Posted by Steve Ghera on 9th Jan 2013
My skis seem to find all the rocks. I use the Green stones to retune. And then follow up with the darker red for a finer tune and lastly with the pink (fine) stones to polish. I don't apply too much pressure (maybe about 5-10 lbs of force or so). I use less force and more reps. Too much force and the ski cuts deep grooves in the stone. I also stop "rubbing" the SkiVisions tool once I feel the stone has stopped cutting. If I rotate and find it not cutting very much, then I consider the sharpening act done. NOTE: this does not make the stone scar go away. It simply sharpens the area so my edge bites the snow. Over time, I find "older scars" do disappear. The directions on the SkiVisions site really need to be followed or you miss the subtleties of how to handle and perceive the feedback from this tool.

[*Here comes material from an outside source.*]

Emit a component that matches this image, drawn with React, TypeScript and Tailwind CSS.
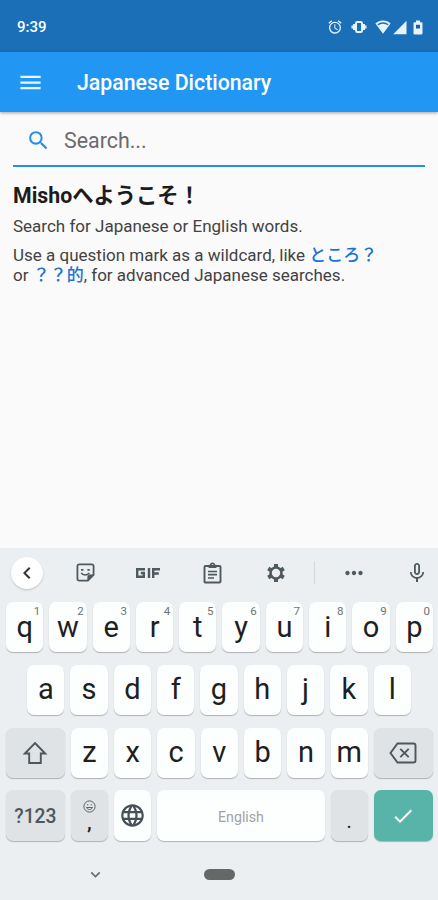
import type { ReactNode } from "react"
import {
  MdAlarm,
  MdCheck,
  MdChevronLeft,
  MdExpandMore,
  MdLanguage,
  MdMenu,
  MdMicNone,
  MdMoreHoriz,
  MdSearch,
} from "react-icons/md"

const topRow = ["q", "w", "e", "r", "t", "y", "u", "i", "o", "p"]
const homeRow = ["a", "s", "d", "f", "g", "h", "j", "k", "l"]
const bottomRow = ["z", "x", "c", "v", "b", "n", "m"]

function StatusBar() {
  return (
    <div className="flex h-[52px] items-center bg-[#1a6fb7] pl-[17px] pr-[15px] pt-[2px] text-white">
      <span className="text-[15px] font-medium leading-none">9:39</span>
      <div className="ml-auto flex h-4 items-center text-[#e6f2fc]">
        <MdAlarm className="mr-[8px] h-4 w-4" />
        <svg className="mr-[8px] h-4 w-4" viewBox="0 0 16 16" fill="none" stroke="currentColor">
          <rect x="5" y="3" width="6" height="10" rx="1.200" strokeWidth="2" />
          <path d="M3 5v6M13 5v6" strokeWidth="2" />
          <path d="M1.200 6.500v3M14.800 6.500v3" strokeWidth="1.500" />
        </svg>
        <svg className="mr-[2px] h-4 w-4" viewBox="0 0 16 16">
          <path d="M8 14.800.4 4.600C2.400 2.400 5 1.400 8 1.400s5.600 1 7.600 3.200z" fill="currentColor" />
          <path d="M2.800 5.700C4.200 4.600 6 4 8 4s3.800.6 5.200 1.700" fill="none" stroke="#1a6fb7" strokeWidth="1.300" />
        </svg>
        <svg className="mr-[6px] h-[15px] w-[14px]" viewBox="0 0 14 15" fill="currentColor">
          <path d="M13.500.8v13.400H.2z" />
        </svg>
        <svg className="h-[15px] w-[10px]" viewBox="0 0 10 15">
          <path d="M3 .5h4v1.700h1.200q1.300 0 1.300 1.300v9.700q0 1.300-1.300 1.300H1.800Q.5 14.500.5 13.200V3.500q0-1.300 1.300-1.300H3z" fill="currentColor" />
          <path d="M3 4.800h4v3.700H3z" fill="#1a5f9e" />
        </svg>
      </div>
    </div>
  )
}

function AppBar() {
  return (
    <header className="relative flex h-[60px] items-center bg-[#2196f3] pl-[17px] text-white shadow-[0_1px_3px_rgba(0,0,0,0.35)]">
      <MdMenu className="h-[27px] w-[27px] text-[#e9f5ff]" />
      <h1 className="ml-[33px] pt-[2px] text-[21.300px] font-medium leading-none">Japanese Dictionary</h1>
    </header>
  )
}

function Welcome() {
  return (
    <main className="h-[436px] px-[13px]">
      <div className="flex h-[55px] items-center border-b-2 border-[#2490e4] pl-[13px] pt-[4px]">
        <MdSearch className="h-[25px] w-[25px] text-[#2490e8]" />
        <span className="ml-[13px] pt-px text-[21.400px] leading-none text-[#6b6b6b]">Search...</span>
      </div>
      <h2 className="mt-[16px] text-[21.300px] font-bold leading-[26px] text-[#1c1c1c]">Mishoへようこそ！</h2>
      <p className="mt-[7px] text-[17px] leading-5 text-[#424242]">Search for Japanese or English words.</p>
      <p className="mt-[9px] whitespace-nowrap text-[17px] leading-5 text-[#424242]">
        Use a question mark as a wildcard, like <span className="font-medium text-[#1c72d4]">ところ？</span>
        <br />
        or <span className="font-medium text-[#1c72d4]">？？的</span>, for advanced Japanese searches.
      </p>
    </main>
  )
}

function Toolbar() {
  return (
    <div className="grid h-[54px] grid-cols-[53px_64px_61px_67px_61px_17px_61px_54px] items-center justify-items-center pb-[5px] text-[#4d5a60]">
      <span className="ml-px flex h-8 w-8 items-center justify-center rounded-full bg-white shadow-[0_1px_2px_rgba(0,0,0,0.2)]">
        <MdChevronLeft className="h-6 w-6 text-[#333]" />
      </span>
      <svg className="h-[19px] w-[19px]" viewBox="0 0 20 20" fill="none" stroke="currentColor" strokeWidth="1.900">
        <path d="M3.500 1.500h13q2 0 2 2v9l-6 6h-9q-2 0-2-2v-13q0-2 2-2z" />
        <path d="M18 12.500h-3.500q-2 0-2 2V18z" fill="currentColor" strokeWidth="1" />
        <path d="M5.300 7.200h2.500M12 7.200h2.500" strokeWidth="1.700" />
        <path d="M5.500 10.500c1.500 2.800 6.500 2.800 8.500 0" strokeWidth="1.600" />
      </svg>
      <svg className="h-3 w-[26px]" viewBox="0 0 26 12" fill="none" stroke="currentColor" strokeWidth="2.400">
        <path d="M10 2.200H2.200v7.600h6.600V6H5.800M14 1v10M18.200 11V2.200H25M18.200 6.500h5.600" />
      </svg>
      <svg className="ml-px h-[22px] w-[19px]" viewBox="0 0 19 22" fill="none" stroke="currentColor" strokeWidth="1.900">
        <rect x="1.500" y="4" width="16" height="16.500" rx="1" />
        <path d="M5.500 2.800h8V6h-8z" fill="currentColor" stroke="none" />
        <circle cx="9.500" cy="3" r="1.800" strokeWidth="1.500" />
        <path d="M5 9.500h9M5 12.700h9M5 16h6" strokeWidth="1.700" />
      </svg>
      <svg className="h-5 w-5" viewBox="0 0 20 20" fill="none" stroke="currentColor">
        <circle cx="10" cy="10" r="5.500" strokeWidth="2.600" />
        <path d="M10 1v3.500M10 15.500V19M2.200 5.500l3 1.750M14.800 12.750l3 1.750M2.200 14.500l3-1.750M14.800 7.250l3-1.750" strokeWidth="4" />
      </svg>
      <span className="h-[23px] w-px bg-[#d3d7d9]" />
      <MdMoreHoriz className="h-[26px] w-[26px]" />
      <MdMicNone className="ml-[11px] h-6 w-6" />
    </div>
  )
}

function Key({ children, className = "h-[50px] w-[37.300px] bg-[#fdfefe]", hint }: { children: ReactNode; className?: string; hint?: number }) {
  return (
    <div className={`relative flex shrink-0 items-center justify-center rounded-[7px] text-[29px] leading-none text-[#1d1f20] shadow-[0_1px_1px_rgba(0,0,0,0.26)] ${className}`}>
      {children}
      {hint !== undefined && <span className="absolute right-[3px] top-[4px] text-[11.500px] leading-none text-[#6e7375]">{hint}</span>}
    </div>
  )
}

function Keyboard() {
  return (
    <section className="h-[352px] bg-[#eceff1]">
      <Toolbar />
      <div className="flex flex-col gap-[12.800px] px-[6px]">
        <div className="flex gap-[6px]">
          {topRow.map((k, i) => (
            <Key key={k} hint={(i + 1) % 10}>{k}</Key>
          ))}
        </div>
        <div className="flex justify-center gap-[6px]">
          {homeRow.map((k) => (
            <Key key={k}>{k}</Key>
          ))}
        </div>
        <div className="flex gap-[6px]">
          <Key className="h-[50px] w-[58.800px] bg-[#dfe3e5]">
            <svg className="h-6 w-[26px] text-[#4d575c]" viewBox="0 0 26 24" fill="none" stroke="currentColor" strokeWidth="1.900">
              <path d="M13 2 23.200 12.500h-4.400v9.500H7.200v-9.500H2.800z" />
            </svg>
          </Key>
          {bottomRow.map((k) => (
            <Key key={k}>{k}</Key>
          ))}
          <Key className="h-[50px] w-[58.800px] bg-[#dfe3e5]">
            <svg className="h-[22px] w-[28px] text-[#4d575c]" viewBox="0 0 28 22" fill="none" stroke="currentColor" strokeWidth="1.900">
              <path d="M8.500 1.500h16q2 0 2 2v15q0 2-2 2h-16L1.500 11z" />
              <path d="m11.300 6.800 8.400 8.400m0-8.400-8.400 8.400" />
            </svg>
          </Key>
        </div>
        <div className="flex gap-[6px]">
          <Key className="h-[51px] w-[58.800px] bg-[#dfe3e5]">
            <span className="pt-px text-[19.300px] font-medium text-[#4d575c]">?123</span>
          </Key>
          <Key className="h-[51px] w-[37.300px] bg-[#dfe3e5]">
            <div className="flex flex-col items-center">
              <svg className="h-[13px] w-[13px] text-[#5a6367]" viewBox="0 0 13 13" fill="none" stroke="currentColor">
                <circle cx="6.500" cy="6.500" r="5.600" />
                <path d="M4 4.800h1.300M7.700 4.800H9M3.500 7.500c1 2.700 5 2.700 6 0z" />
              </svg>
              <span className="text-[21px] font-medium leading-[18px]">,</span>
            </div>
          </Key>
          <Key className="h-[51px] w-[37.300px] bg-[#fdfefe]">
            <MdLanguage className="h-[27px] w-[27px] text-[#465157]" />
          </Key>
          <Key className="h-[51px] w-[167.200px] bg-[#fdfefe]">
            <span className="pt-[2px] text-[14.200px] text-[#a0a3a4]">English</span>
          </Key>
          <Key className="h-[51px] w-[37.300px] bg-[#dfe3e5]">
            <span className="pt-[11px] text-[20px]">.</span>
          </Key>
          <Key className="h-[51px] w-[58.800px] bg-[#58b4a8]">
            <MdCheck className="h-6 w-6 text-white" />
          </Key>
        </div>
      </div>
      <div className="mt-[21.500px] flex h-6 items-center pl-[86px]">
        <MdExpandMore className="h-[19px] w-[19px] text-[#62686b]" />
        <span className="ml-[99px] h-[11px] w-[31px] rounded-full bg-[#666867]" />
      </div>
    </section>
  )
}

export default function App() {
  return (
    <div className="h-[900px] w-[438px] overflow-hidden bg-[#fafafa] font-[Roboto,'Noto_Sans_CJK_JP',sans-serif]">
      <StatusBar />
      <AppBar />
      <Welcome />
      <Keyboard />
    </div>
  )
}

I recently had to change the bevel angle of my bottom edge. I used the files that came with the SkiVisions. I tried the green stones for that, but it did not work. Later found on SkiVisions site that you are not to use the stones to change the angle. The files work, but dull quickly. I’m buying the hardens steel skiver and tossing my files. After I beveled the edge, I found the green stone removed the burrs nicely.
Posted by MHTR on 4th Jan 2013
The green stones wear extremely quickly and gouges form in the stones. I don't know how one would think this stone is actually forming the ski and not the ski forming the stone. It isn't after several skis this occurs, but after one side of one ski the notch is made. I don't really trust these stones. The ruby stones work very well and hold up nicely, surprised by the lack of integrity of the green stones. I'd recommend a fine file over the green stones.